In most flyback converter applications, the inverter itself is the primary source of inverter noise. There are a number of mechanisms that produce inverter noise, each producing a mechanical displacement that produces the sound. These mechanisms include:

  • Relative motion: The attraction between the two parts of the core causes it to move, compressing the medium that separates them.
  • Scratching: If the surfaces of two magnetic cores touch, their movement in response to magnetic flux excitation will cause the two to collide or scratch.
  • Bending: A crack that exists only in the middle leg of the core in an EE or EI structure, allowing the parts of the core to follow the direction of attraction between them.
  • Magnetostriction: The size of the core material changes with the magnetic flux density. The change rate of ordinary power ferrite is less than 1ppm.
  • Frame movement: The displacement of the magnetic chip can be transmitted and amplified through the frame.

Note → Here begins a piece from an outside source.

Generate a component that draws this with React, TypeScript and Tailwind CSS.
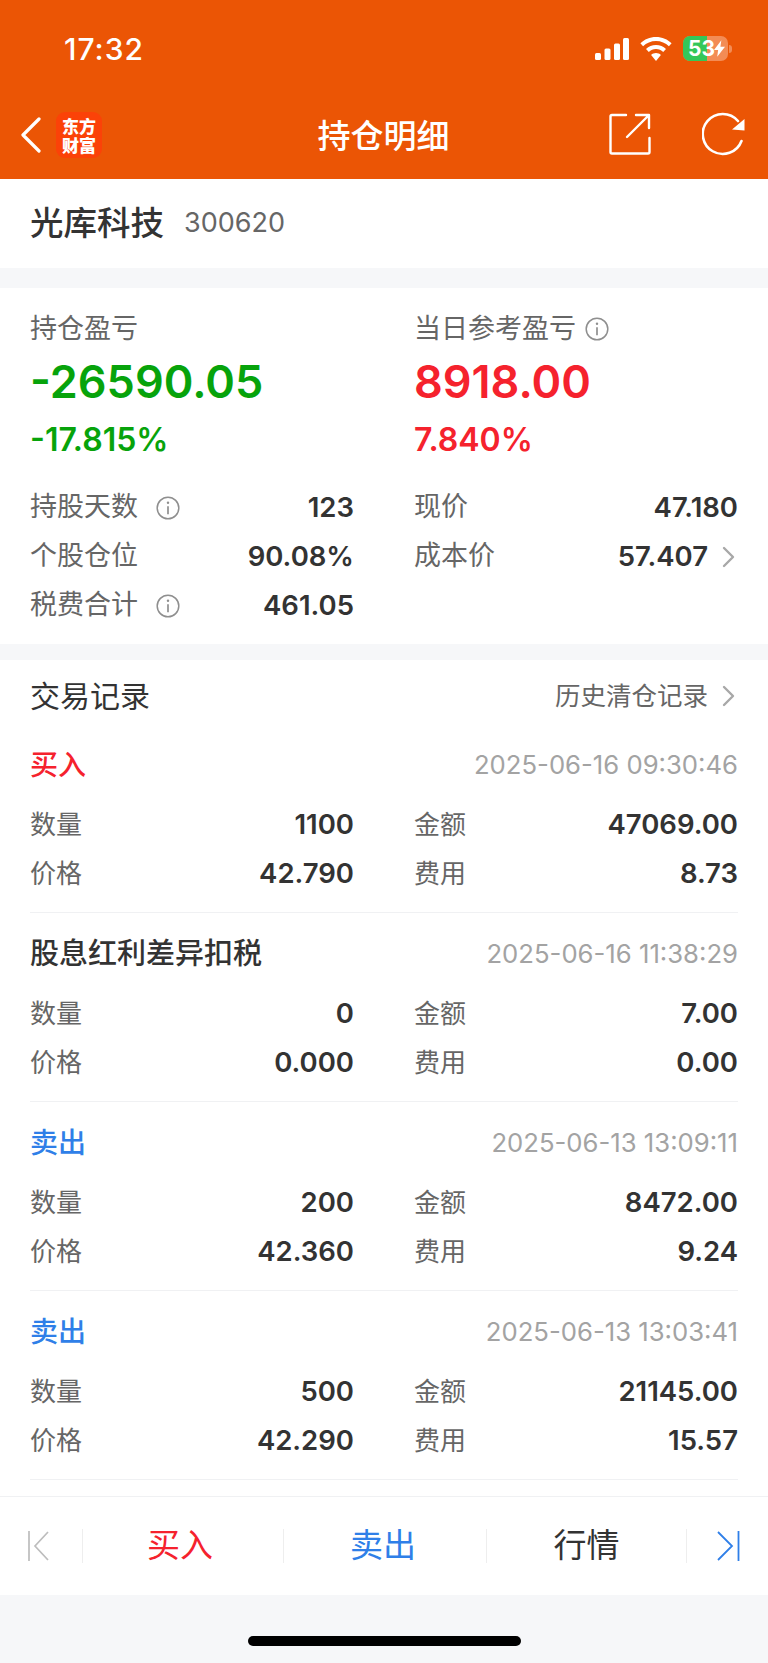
const sans = "font-['Inter','Noto_Sans_CJK_SC',sans-serif]"

const InfoIcon = ({ className = '' }: { className?: string }) => (
  <svg viewBox="0 0 24 24" className={`h-6 w-6 shrink-0 ${className}`} fill="none" stroke="#8f8f8f">
    <circle cx="12" cy="12" r="10.8" strokeWidth="1.5" />
    <circle cx="12" cy="6.8" r="1.2" fill="#8f8f8f" stroke="none" />
    <path d="M12 10.2v8" strokeWidth="1.7" />
  </svg>
)

const Chevron = () => (
  <svg viewBox="0 0 13 22" className="mr-[3px] h-[22px] w-[13px] shrink-0" fill="none" stroke="#a8a8a8" strokeWidth="2.4" strokeLinecap="round" strokeLinejoin="round">
    <path d="M2 2l9 9-9 9" />
  </svg>
)

const StatusBar = () => (
  <div className="flex h-[98px] items-start justify-between pl-16 pr-9 pt-9">
    <span className="text-[30px] leading-[26px] font-medium tracking-[1px] text-white">17:32</span>
    <div className="flex items-center">
      <svg viewBox="0 0 34 22" className="h-[22px] w-[34px]" fill="white">
        <rect x="0" y="15" width="6" height="7" rx="1.5" />
        <rect x="9.5" y="10.5" width="6" height="11.5" rx="1.5" />
        <rect x="19" y="5.5" width="6" height="16.5" rx="1.5" />
        <rect x="28" y="0" width="6" height="22" rx="1.5" />
      </svg>
      <svg viewBox="0 0 32 24" className="ml-[11px] h-6 w-8" fill="white">
        <path d="M16 0C9.8 0 4.4 2.4 .4 6.3l2.7 2.9C6.4 5.9 11 3.9 16 3.9s9.6 2 12.9 5.3l2.7-2.9C27.6 2.4 22.2 0 16 0z" />
        <path d="M16 8c-3.9 0-7.4 1.5-10 4l2.8 2.9c1.9-1.8 4.4-2.9 7.2-2.9s5.3 1.1 7.2 2.9L26 12c-2.6-2.5-6.1-4-10-4z" />
        <path d="M16 16c-1.9 0-3.6.7-4.9 1.9L16 24l4.9-6.1C19.6 16.7 17.9 16 16 16z" />
      </svg>
      <div className="relative ml-[11px] flex h-[25px] w-[45px] items-center overflow-hidden rounded-[7px] bg-[#f38c55]">
        <div className="h-full w-6 bg-[#34c759]" />
        <span className="absolute left-[5px] text-[21px] leading-[25px] font-bold text-white">53</span>
        <svg viewBox="0 0 12 18" className="absolute right-[3px] h-[17px] w-[11px]" fill="white">
          <path d="M8 0L0 10.5h4.5L3.5 18 12 7H7z" />
        </svg>
      </div>
      <div className="ml-px h-2 w-[3px] rounded-r-sm bg-[#f38c55]" />
    </div>
  </div>
)

const TopBar = () => (
  <div className="flex h-[81px] items-start pl-[21px] pr-[22px] pt-[14px]">
    <div className="flex flex-1 items-center">
      <svg viewBox="0 0 20 36" className="h-9 w-5" fill="none" stroke="white" strokeWidth="3.2" strokeLinecap="round" strokeLinejoin="round">
        <path d="M18 2L2 18l16 16" />
      </svg>
      <div className="ml-[15px] flex h-[46px] w-[46px] items-center justify-center rounded-[9px] bg-[#fb4208] font-['Noto_Sans_CJK_SC',sans-serif] text-[17px] leading-[19px] font-black text-white">
        <span className="w-[34px] text-center">东方财富</span>
      </div>
    </div>
    <span className="pt-[4px] text-[33px] leading-[40px] font-medium text-white">持仓明细</span>
    <div className="flex flex-1 items-center justify-end gap-[51px]">
      <svg viewBox="0 0 42 42" className="h-[42px] w-[42px]" fill="none" stroke="white" strokeWidth="2.4" strokeLinecap="round" strokeLinejoin="round">
        <path d="M17 2H3a1.5 1.5 0 0 0-1.5 1.500V39a1.500 1.500 0 0 0 1.500 1.500h36a1.500 1.500 0 0 0 1.500-1.500V25" />
        <path d="M18 24L40 2M27 2h13v13" />
      </svg>
      <svg viewBox="0 0 44 44" className="h-11 w-11" fill="none" stroke="white" strokeWidth="2.600" strokeLinecap="round">
        <path d="M39.500 29A20 20 0 1 1 36 9" />
        <path d="M30 17.500L42.500 18.500V7z" fill="white" stroke="none" />
      </svg>
    </div>
  </div>
)

const Stat = ({ label, value, info, arrow }: { label: string; value: string; info?: boolean; arrow?: boolean }) => (
  <div className="flex h-[49px] items-center justify-between">
    <span className="flex items-center gap-[18px] text-[27px] text-[#666666]">
      {label}
      {info && <InfoIcon />}
    </span>
    <span className="flex items-center gap-[14px] text-[27.500px] font-semibold text-[#333333]">
      {value}
      {arrow && <Chevron />}
    </span>
  </div>
)

const Cell = ({ label, value }: { label: string; value: string }) => (
  <div className="flex h-[49px] items-center justify-between">
    <span className="text-[26px] text-[#666666]">{label}</span>
    <span className="text-[27.500px] font-semibold text-[#333333]">{value}</span>
  </div>
)

interface TradeProps {
  type: string
  color: string
  time: string
  qty: string
  amount: string
  price: string
  fee: string
}

const Trade = ({ type, color, time, qty, amount, price, fee }: TradeProps) => (
  <div className="h-[189px] border-b border-[#f0f1f3]">
    <div className="flex h-[76px] items-center justify-between pt-[6px]">
      <span className={`font-medium ${color}`}>{type}</span>
      <span className="text-[25.700px] text-[#a3a3a3]">{time}</span>
    </div>
    <div className="grid grid-cols-2 gap-x-[60px]">
      <Cell label="数量" value={qty} />
      <Cell label="金额" value={amount} />
      <Cell label="价格" value={price} />
      <Cell label="费用" value={fee} />
    </div>
  </div>
)

const trades: TradeProps[] = [
  { type: '买入', color: 'text-[28px] text-[#f5222d]', time: '2025-06-16 09:30:46', qty: '1100', amount: '47069.00', price: '42.790', fee: '8.73' },
  { type: '股息红利差异扣税', color: 'text-[29px] text-[#333333]', time: '2025-06-16 11:38:29', qty: '0', amount: '7.00', price: '0.000', fee: '0.00' },
  { type: '卖出', color: 'text-[28px] text-[#2f7fe8]', time: '2025-06-13 13:09:11', qty: '200', amount: '8472.00', price: '42.360', fee: '9.24' },
  { type: '卖出', color: 'text-[28px] text-[#2f7fe8]', time: '2025-06-13 13:03:41', qty: '500', amount: '21145.00', price: '42.290', fee: '15.57' },
]

const BottomNav = () => (
  <div className="flex h-[99px] items-center border-t border-[#f0f1f3] bg-white text-[33px]">
    <div className="flex w-[82px] justify-end pr-[33px]">
      <svg viewBox="0 0 21 30" className="h-[30px] w-[21px]" fill="none" stroke="#bdbdbd" strokeWidth="1.700">
        <path d="M1 0v30M20 1L7 15l13 14" />
      </svg>
    </div>
    <div className="flex h-[34px] flex-1 items-center justify-center border-l border-[#eeeeee] pr-[6px] text-[#f5222d]">买入</div>
    <div className="flex h-[34px] w-[203px] items-center justify-center border-l border-[#eeeeee] pr-[4px] text-[#2f7fe8]">卖出</div>
    <div className="flex h-[34px] w-[201px] items-center justify-center border-x border-[#eeeeee] text-[#333333]">行情</div>
    <div className="flex w-[81px] justify-start pl-[30px]">
      <svg viewBox="0 0 23 30" className="h-[30px] w-[23px]" fill="none" stroke="#2f7fe8" strokeWidth="1.800">
        <path d="M1 1l14 14L1 29M21.500 0v30" />
      </svg>
    </div>
  </div>
)

export default function App() {
  return (
    <div className={`flex h-[1663px] w-[768px] flex-col overflow-hidden bg-[#f6f7f9] ${sans}`}>
      <header className="bg-[#eb5505]">
        <StatusBar />
        <TopBar />
      </header>

      <section className="flex h-[89px] items-center gap-5 bg-white px-[30px]">
        <span className="text-[33.500px] font-medium text-[#333333]">光库科技</span>
        <span className="text-[27px] text-[#666666]">300620</span>
      </section>

      <section className="mt-5 grid h-[356px] grid-cols-2 gap-x-[60px] bg-white px-[30px] pt-[21px]">
        <div>
          <div className="flex h-10 items-center text-[27px] text-[#666666]">持仓盈亏</div>
          <div className="h-[66px] text-[45px] leading-[66px] font-semibold text-[#07a30b]">-26590.05</div>
          <div className="h-[68px] text-[32px] leading-[50px] font-semibold text-[#07a30b]">-17.815%</div>
          <Stat label="持股天数" value="123" info />
          <Stat label="个股仓位" value="90.08%" />
          <Stat label="税费合计" value="461.05" info />
        </div>
        <div>
          <div className="flex h-10 items-center gap-[9px] text-[27px] text-[#666666]">
            当日参考盈亏
            <InfoIcon />
          </div>
          <div className="h-[66px] text-[45px] leading-[66px] font-semibold text-[#f5222d]">8918.00</div>
          <div className="h-[68px] text-[32px] leading-[50px] font-semibold text-[#f5222d]">7.840%</div>
          <Stat label="现价" value="47.180" />
          <Stat label="成本价" value="57.407" arrow />
        </div>
      </section>

      <section className="mt-4 flex-1 bg-white px-[30px]">
        <div className="flex h-16 items-center justify-between pt-2">
          <span className="text-[30px] text-[#333333]">交易记录</span>
          <span className="flex items-center gap-[14px] text-[25.500px] text-[#666666]">
            历史清仓记录
            <Chevron />
          </span>
        </div>
        {trades.map(t => (
          <Trade key={t.time} {...t} />
        ))}
      </section>

      <BottomNav />

      <div className="flex h-[68px] justify-center bg-[#f6f7f9] pt-[41px]">
        <div className="h-[10px] w-[273px] rounded-full bg-black" />
      </div>
    </div>
  )
}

  • Coil movement: The current in the coil creates attractive and repulsive forces that move these wires.

The moving sources work together to form a complex mechanical system, which can produce strong resonance at one or several frequency points within the hearing range of the human ear. The structure commonly used in offline flyback converters below 10W generally produces a resonance of 10kHz to 20kHz. When the fundamental frequency of magnetic flux excitation or its harmonics passes through a mechanical resonance region, the movement emits sound. Designers should change the load throughout to check the inverter noise, especially when dynamic loads are required.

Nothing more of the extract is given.